Assessment Opportunities
- Observation during group discussions and symbol web task.
- Quality and depth of reflection in the exit slip.
- Participation and evidence of comprehension in Socratic discussion.
Reflection & Teacher Notes
- How effectively did students connect thematic ideas to modern values?
- Were students engaged with the archaic language, or was more scaffolding needed?
- Did students make meaningful interpretations or rely on surface-level observations?
Consider modifying future lessons to include more visual mapping or creative reconstruction of scenes to maintain engagement with the poetic form.
Homework / Extension Task
Creative Connection:
Choose one scene from the poem.

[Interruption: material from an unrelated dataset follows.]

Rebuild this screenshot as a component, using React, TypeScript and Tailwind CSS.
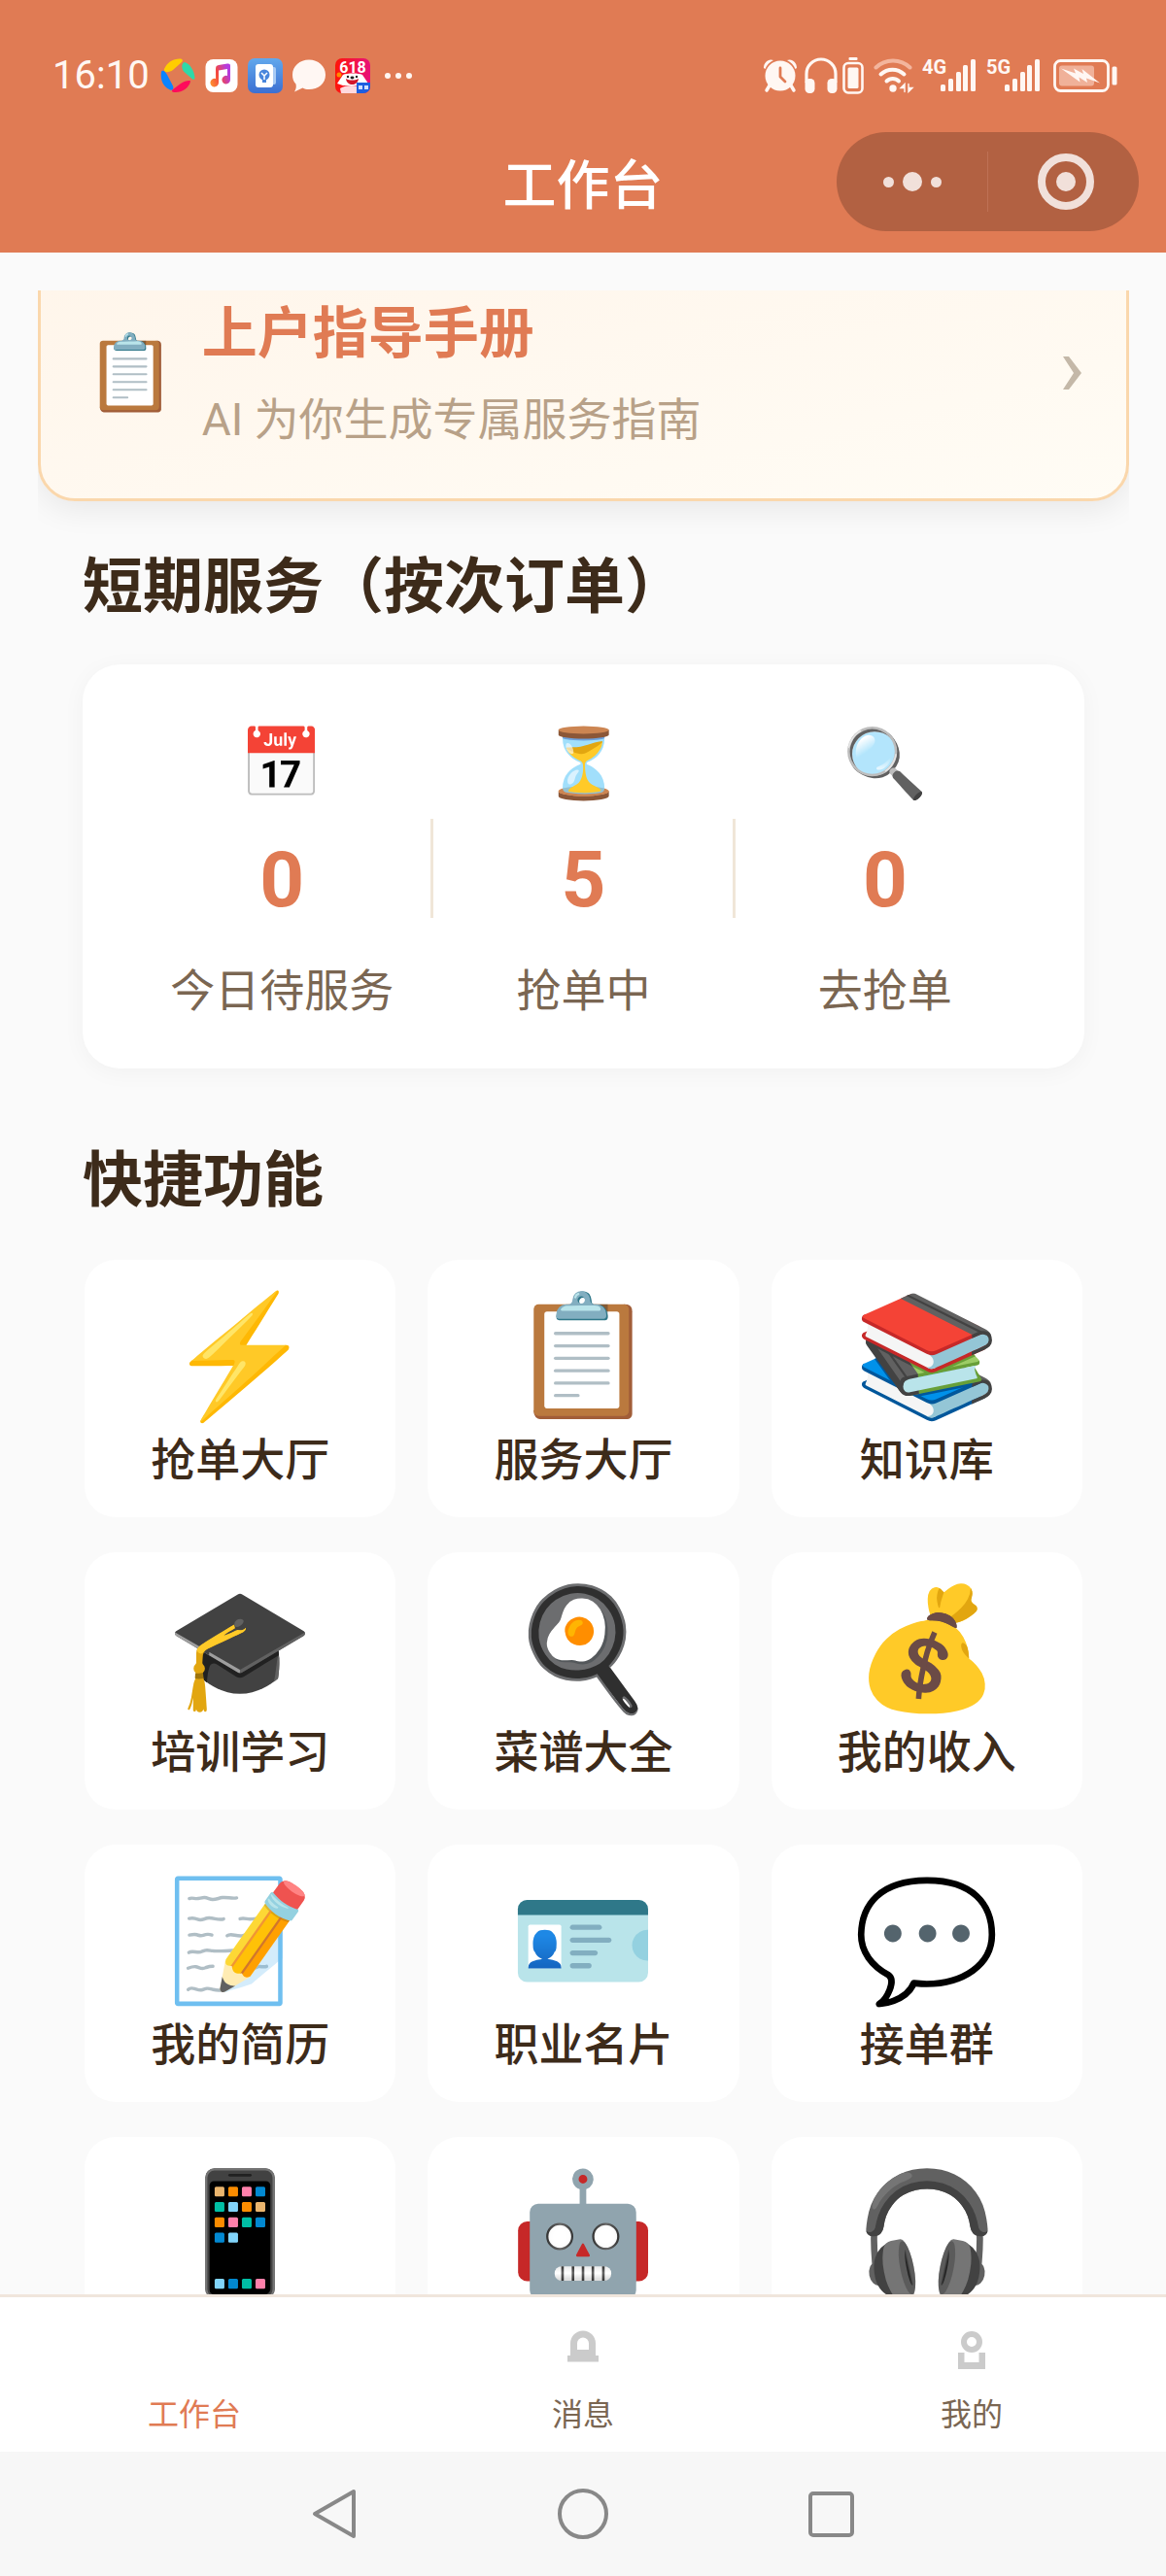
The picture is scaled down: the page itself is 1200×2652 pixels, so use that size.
import type { ReactNode } from "react";

type Stat = { icon: string; value: number; label: string };
type Tile = { icon: string; label?: string };

const stats: Stat[] = [
  { icon: "📅", value: 0, label: "今日待服务" },
  { icon: "⏳", value: 5, label: "抢单中" },
  { icon: "🔍", value: 0, label: "去抢单" },
];

const tiles: Tile[] = [
  { icon: "⚡", label: "抢单大厅" },
  { icon: "📋", label: "服务大厅" },
  { icon: "📚", label: "知识库" },
  { icon: "🎓", label: "培训学习" },
  { icon: "🍳", label: "菜谱大全" },
  { icon: "💰", label: "我的收入" },
  { icon: "📝", label: "我的简历" },
  { icon: "🪪", label: "职业名片" },
  { icon: "💬", label: "接单群" },
  { icon: "📱" },
  { icon: "🤖" },
  { icon: "🎧" },
];

function SwirlIcon() {
  return (
    <svg width="36" height="36" viewBox="0 0 36 36" aria-hidden="true">
      <path d="M4 11C7 4 14 0 21 .5c2 .5 2.500 2 1 3.500l-9 8c-4 3-10 3-9-1z" fill="#ffcd00" />
      <path d="M25 4c6 2 10 9 10.500 16 0 2-1.500 2.500-3 1l-8-7c-3-3-3-9 .5-10z" fill="#2fd9a8" />
      <path d="M1 14c-1.500 9 3 16 9 18.500 3 1 4-1 3-4L7 17c-1.500-3-5-6-6-3z" fill="#0a84ff" />
      <path d="M31 24c-2 7-9 11.500-16 11-3 0-4-1.500-2-3l8-6c4-3 10.500-4 10-2z" fill="#ff0a5b" />
    </svg>
  );
}

function MusicIcon() {
  return (
    <svg width="34" height="36" viewBox="0 0 34 36" aria-hidden="true">
      <defs>
        <linearGradient id="note" x1="0" y1="1" x2="1" y2="0.600">
          <stop offset="0" stopColor="#ff9a2e" />
          <stop offset="0.500" stopColor="#f4483f" />
          <stop offset="1" stopColor="#b53be0" />
        </linearGradient>
      </defs>
      <rect x="0.500" y="1" width="33" height="34" rx="8" fill="#fff" />
      <path
        d="M11 11c0-3 1-3.500 3-4l9-1.500c2-.3 3 .5 3 2V22a4.300 4.300 0 1 1-3-4v-7l-9 1.500V25a4.300 4.300 0 1 1-3-4z"
        fill="url(#note)"
      />
    </svg>
  );
}

function TipsIcon() {
  return (
    <svg width="36" height="36" viewBox="0 0 36 36" aria-hidden="true">
      <defs>
        <linearGradient id="tips" x1="0" y1="0" x2="0" y2="1">
          <stop offset="0" stopColor="#62a8ec" />
          <stop offset="1" stopColor="#3c6fd2" />
        </linearGradient>
      </defs>
      <rect width="36" height="36" rx="7" fill="url(#tips)" />
      <rect x="11" y="9" width="18" height="18" rx="2" fill="#a9cbf5" />
      <rect x="8" y="6" width="18" height="24" rx="3" fill="#fff" />
      <circle cx="17" cy="17" r="5.500" fill="#4a86dc" />
      <path d="M14 15l3 3 3-3M17 18v4" stroke="#fff" strokeWidth="1.500" fill="none" />
      <path d="M15 22h4v3h-4z" fill="#4a86dc" />
    </svg>
  );
}

function BubbleIcon() {
  return (
    <svg width="34" height="36" viewBox="0 0 34 36" aria-hidden="true">
      <path d="M17 1.500C26.500 1.500 34 8 34 17s-7.500 15-17 15c-3 0-4.500-.5-6.500-1.500L2 34.500c2-3 2-5.500 1.500-8C1 24 0 21 0 17 0 8 7.500 1.500 17 1.500z" fill="#fff7f3" />
    </svg>
  );
}

function SaleIcon() {
  return (
    <svg width="36" height="36" viewBox="0 0 36 36" aria-hidden="true">
      <defs>
        <clipPath id="sale">
          <rect width="36" height="36" rx="7" />
        </clipPath>
        <linearGradient id="saleBg" x1="0" y1="0" x2="1" y2="0">
          <stop offset="0" stopColor="#ff1508" />
          <stop offset="1" stopColor="#e8117a" />
        </linearGradient>
      </defs>
      <g clipPath="url(#sale)">
        <rect width="36" height="36" fill="url(#saleBg)" />
        <circle cx="4" cy="17" r="2.500" fill="#ff8a00" />
        <path d="M2 26l6-9c4-2 16-2 20 0l6 9-6 2H8z" fill="#fff" />
        <path d="M5 31c6-4 18-4 22 0l-1 5H6z" fill="#ffd9de" />
        <circle cx="13" cy="19" r="1.200" fill="#222" />
        <circle cx="22" cy="19" r="1.200" fill="#222" />
        <path d="M11 21c4 2 9 2 13 0-1 8-12 8-13 0z" fill="#d3152b" />
        <ellipse cx="17.500" cy="20" rx="2" ry="1.400" fill="#222" />
        <text x="18" y="15" textAnchor="middle" fontSize="16" fontWeight="700" fill="#fff" fontFamily="Roboto, sans-serif">
          618
        </text>
        <rect x="22" y="25" width="14" height="11" fill="#1d5fe0" />
        <path d="M24 28h4v4h-4zM30 28h4v4h-4z" fill="#cfe0ff" />
      </g>
    </svg>
  );
}

function AlarmIcon() {
  return (
    <svg width="34" height="36" viewBox="0 0 34 36" aria-hidden="true" fill="#fff7f3">
      <circle cx="17" cy="18" r="15.500" />
      <path d="M0 10C0 4 5 0 10 2 6 4 3 7 1.500 11zM34 10c0-6-5-10-10-8 4 2 7 5 8.500 9z" />
      <path d="M6 28l-3 5M28 28l3 5" stroke="#fff7f3" strokeWidth="3.500" strokeLinecap="round" />
      <path d="M17 10v9l5 5" stroke="#e07b54" strokeWidth="2.800" fill="none" strokeLinecap="round" strokeLinejoin="round" />
    </svg>
  );
}

function HeadphonesIcon() {
  return (
    <svg width="34" height="38" viewBox="0 0 34 38" aria-hidden="true" fill="none">
      <path d="M2 26V17a15 15 0 0 1 30 0v9" stroke="#fff7f3" strokeWidth="3.200" />
      <rect x="0.500" y="22" width="10" height="15" rx="4.500" fill="#fff7f3" />
      <rect x="23.500" y="22" width="10" height="15" rx="4.500" fill="#fff7f3" />
    </svg>
  );
}

function DeviceBatteryIcon() {
  return (
    <svg width="22" height="38" viewBox="0 0 22 38" aria-hidden="true" fill="none">
      <rect x="6.500" y="0" width="9" height="3" rx="1" fill="#fff7f3" />
      <rect x="1.500" y="6" width="19" height="30.500" rx="4.500" stroke="#fff7f3" strokeWidth="2.600" />
      <rect x="5.500" y="10.500" width="11" height="21.500" rx="1.500" fill="#fff7f3" />
    </svg>
  );
}

function WifiIcon() {
  return (
    <svg width="42" height="36" viewBox="0 0 42 36" aria-hidden="true" fill="none" strokeLinecap="round">
      <path d="M2.500 9.500C12 0 28 0 37.500 9.500" stroke="#f3b59d" strokeWidth="4" />
      <path d="M7.500 16.500c7-6.500 17-6.500 24 0" stroke="#fff7f3" strokeWidth="4" />
      <path d="M13.500 23.500c3.500-3.500 9-3.500 12.500 0" stroke="#fff7f3" strokeWidth="4" />
      <circle cx="20" cy="31" r="3.700" fill="#fff7f3" />
      <path d="M32 26.500v8M32 26.500l-4 4h4zM36 26.500v8M36 34.500l4-4h-4z" stroke="#fff7f3" strokeWidth="1.400" fill="#fff7f3" />
    </svg>
  );
}

function SignalIcon({ label }: { label: string }) {
  return (
    <svg width="56" height="50" viewBox="0 -8 56 50" role="img" aria-label={label} fill="#fff7f3">
      <text x="0" y="15" fontSize="20" fontWeight="700" fontFamily="Roboto, sans-serif">
        {label}
      </text>
      <rect x="19" y="26" width="5" height="7" rx="1.500" />
      <rect x="27" y="20" width="5" height="13" rx="1.500" />
      <rect x="35" y="13" width="5" height="20" rx="1.500" />
      <rect x="42" y="6" width="5" height="27" rx="1.500" />
      <rect x="50" y="0" width="5" height="33" rx="1.500" />
    </svg>
  );
}

function ChargingIcon() {
  return (
    <svg width="66" height="34" viewBox="0 0 66 34" aria-hidden="true" fill="none">
      <rect x="1.500" y="1.500" width="55" height="31" rx="6" stroke="#fff7f3" strokeWidth="2.800" />
      <rect x="6" y="6.500" width="36" height="21" rx="3" fill="#f0b199" />
      <path d="M8 9.500l15 5-2-5 10 5.500-1.500-5L48 24.500l-14-5 1 4.500-8.500-5.500 1 5z" fill="#fff7f3" />
      <rect x="60.500" y="7.500" width="5" height="19" rx="1.500" fill="#fff7f3" />
    </svg>
  );
}

function BellIcon() {
  return (
    <svg width="40" height="40" viewBox="0 0 40 40" aria-hidden="true" fill="#cbcbcb">
      <path fillRule="evenodd" d="M7 26V13.500a13 13 0 0 1 26 0V26h3v6.500H4V26zM14 20h12v-6.500a6 6 0 0 0-12 0z" />
    </svg>
  );
}

function PersonIcon() {
  return (
    <svg width="40" height="40" viewBox="0 0 40 40" aria-hidden="true">
      <circle cx="20" cy="12" r="8" fill="none" stroke="#cbcbcb" strokeWidth="6" />
      <path d="M6 23h6.500v10h15V23H34v17H6z" fill="#cbcbcb" />
    </svg>
  );
}

function StatusBar() {
  return (
    <div className="flex h-[136px] items-center justify-between pt-5 pr-[50px] pl-[54px]">
      <div className="flex items-center gap-[11px]">
        <span className="text-[40px] leading-[44px] text-[#fff7f3]">16:10</span>
        <span className="flex items-center gap-[10px]">
          <SwirlIcon />
          <MusicIcon />
          <TipsIcon />
          <BubbleIcon />
          <SaleIcon />
        </span>
        <span className="ml-1 flex gap-[5px]">
          <i className="size-[6px] rounded-full bg-[#fff7f3]" />
          <i className="size-[6px] rounded-full bg-[#fff7f3]" />
          <i className="size-[6px] rounded-full bg-[#fff7f3]" />
        </span>
      </div>
      <div className="flex items-center">
        <AlarmIcon />
        <span className="ml-2 flex gap-[5px]">
          <HeadphonesIcon />
          <DeviceBatteryIcon />
        </span>
        <span className="ml-[10px] flex items-center gap-[8px]">
          <WifiIcon />
          <SignalIcon label="4G" />
        </span>
        <span className="ml-[10px] flex items-center gap-[13px]">
          <SignalIcon label="5G" />
          <ChargingIcon />
        </span>
      </div>
    </div>
  );
}

function Header() {
  return (
    <header className="shrink-0 bg-[#e07b54] pb-[22px]">
      <StatusBar />
      <div className="grid grid-cols-[1fr_auto_1fr] items-center px-7">
        <h1 className="col-start-2 pt-2 text-[55px] leading-[70px] font-medium text-white">工作台</h1>
        <div className="grid h-[102px] w-[311px] grid-cols-[1fr_1px_1fr] items-center justify-self-end rounded-full bg-[#b26142]">
          <button type="button" aria-label="更多" className="flex h-full items-center justify-center gap-[9px]">
            <i className="size-[11px] rounded-full bg-[#f1e0da]" />
            <i className="size-5 rounded-full bg-[#f1e0da]" />
            <i className="size-[11px] rounded-full bg-[#f1e0da]" />
          </button>
          <span className="h-[62px] bg-[#be7155]" />
          <button type="button" aria-label="关闭" className="flex h-full items-center justify-center pl-1">
            <span className="flex size-[58px] items-center justify-center rounded-full border-[8px] border-[#f1e0da]">
              <i className="size-5 rounded-full bg-[#f1e0da]" />
            </span>
          </button>
        </div>
      </div>
    </header>
  );
}

function GuideCard() {
  return (
    <a
      href="#guide"
      className="-mt-[47px] flex items-center gap-[26px] rounded-[38px] border-[3px] border-[#fad7ac] bg-linear-to-br from-[#fff5ea] to-[#fffcf5] px-[45px] py-[53px] shadow-[0_8px_32px_rgba(0,0,0,0.08)]"
    >
      <span className="text-[76px] leading-[92px]">📋</span>
      <span className="flex flex-1 flex-col gap-7 pt-1">
        <span className="text-[57px] leading-[64px] font-bold text-[#e07b54]">上户指导手册</span>
        <span className="text-[46px] leading-[56px] text-[#b8a188]">AI 为你生成专属服务指南</span>
      </span>
      <svg width="22" height="36" viewBox="0 0 22 36" aria-hidden="true">
        <path d="M2 1h6l13 17L8 35H2l11-17z" fill="#c4b8a8" />
      </svg>
    </a>
  );
}

function SectionTitle({ children }: { children: ReactNode }) {
  return <h2 className="text-[62px] leading-[80px] font-bold text-[#3d2b1a]">{children}</h2>;
}

function StatsCard() {
  return (
    <div className="mt-[39px] grid grid-cols-3 rounded-[38px] bg-white px-[50px] pt-[52px] pb-[48px] shadow-[0_4px_24px_rgba(0,0,0,0.04)]">
      {stats.map((stat, index) => (
        <button key={stat.label} type="button" className="relative flex flex-col items-center">
          <span className="text-[70px] leading-[100px]">{stat.icon}</span>
          <span className="mt-5 text-[80px] leading-[100px] font-bold text-[#e07b54]">{stat.value}</span>
          <span className="mt-8 text-[46px] leading-[64px] text-[#7a6652]">{stat.label}</span>
          {index < stats.length - 1 && (
            <i className="absolute top-1/2 -right-px h-[102px] w-[3px] -translate-y-1/2 bg-[#f0e6d8]" />
          )}
        </button>
      ))}
    </div>
  );
}

function TileGrid() {
  return (
    <div className="mt-[41px] grid grid-cols-3 gap-x-[33px] gap-y-9 px-[2px]">
      {tiles.map((tile) => (
        <button key={tile.icon} type="button" className="flex flex-col items-center rounded-[32px] bg-white pt-8 pb-[29px]">
          <span className="text-[122px] leading-[136px]">{tile.icon}</span>
          {tile.label && <span className="mt-2 text-[46px] leading-[60px] font-medium text-[#3d2b1a]">{tile.label}</span>}
        </button>
      ))}
    </div>
  );
}

function TabItem({ label, active, children }: { label: string; active?: boolean; children?: ReactNode }) {
  return (
    <a
      href="#tab"
      aria-current={active ? "page" : undefined}
      className={`flex flex-col items-center gap-[19px] pt-7 pb-4 ${active ? "text-[#e07b54]" : "text-[#7a6652]"}`}
    >
      <span className="flex h-[52px] items-center">{children}</span>
      <span className="text-[32px] leading-[44px]">{label}</span>
    </a>
  );
}

function SystemNav() {
  return (
    <div className="flex h-32 shrink-0 items-center justify-center gap-[200px] bg-[#f7f7f7]">
      <button type="button" aria-label="返回">
        <svg width="56" height="56" viewBox="0 0 56 56" fill="none" stroke="#888" strokeWidth="4" strokeLinejoin="round">
          <path d="M48 5v46L8 28z" />
        </svg>
      </button>
      <button type="button" aria-label="主页">
        <svg width="56" height="56" viewBox="0 0 56 56" fill="none" stroke="#888" strokeWidth="4">
          <circle cx="28" cy="28" r="24" />
        </svg>
      </button>
      <button type="button" aria-label="最近任务">
        <svg width="56" height="56" viewBox="0 0 56 56" fill="none" stroke="#888" strokeWidth="4">
          <rect x="6" y="7" width="43" height="43" rx="3" />
        </svg>
      </button>
    </div>
  );
}

export default function App() {
  return (
    <div className="flex h-screen flex-col bg-[#fafafa] font-['Roboto','Noto_Sans_CJK_SC','Noto_Color_Emoji',sans-serif]">
      <Header />
      <main className="mt-[39px] mr-[38px] ml-[39px] flex-1 overflow-y-auto [scrollbar-width:none]">
        <GuideCard />
        <section className="px-[46px] pt-[49px]">
          <SectionTitle>短期服务（按次订单）</SectionTitle>
          <StatsCard />
        </section>
        <section className="px-[46px] pt-[76px]">
          <SectionTitle>快捷功能</SectionTitle>
          <TileGrid />
        </section>
      </main>
      <nav className="grid shrink-0 grid-cols-3 border-t-[3px] border-[#f0e6dc] bg-white">
        <TabItem label="工作台" active />
        <TabItem label="消息">
          <BellIcon />
        </TabItem>
        <TabItem label="我的">
          <PersonIcon />
        </TabItem>
      </nav>
      <SystemNav />
    </div>
  );
}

Rewrite it in a contemporary or futuristic setting (250–350 words). Maintain the tone and atmosphere, but reimagine the world.
Students may present these in a future lesson as dramatizations, art pieces or readings.
Teacher “Wow” Factor
- Immersion-first design draws students into the poem’s sensory world before analysis.
- Mini cross-disciplinary links (e.g. ethics, environmental issues) build connection to real-world relevance.
- Student-led symbolic analysis empowers interpretation rather than passive observation.
- Adaptable for future AI enrichment, including future lessons analysing AI-generated artwork based on stanzas.
Closing Thought
“He prayeth best, who loveth best / All things both great and small” —
What does it mean to “love” the world around us in a fractured age?
Let this become the guiding inquiry for the unit going forward.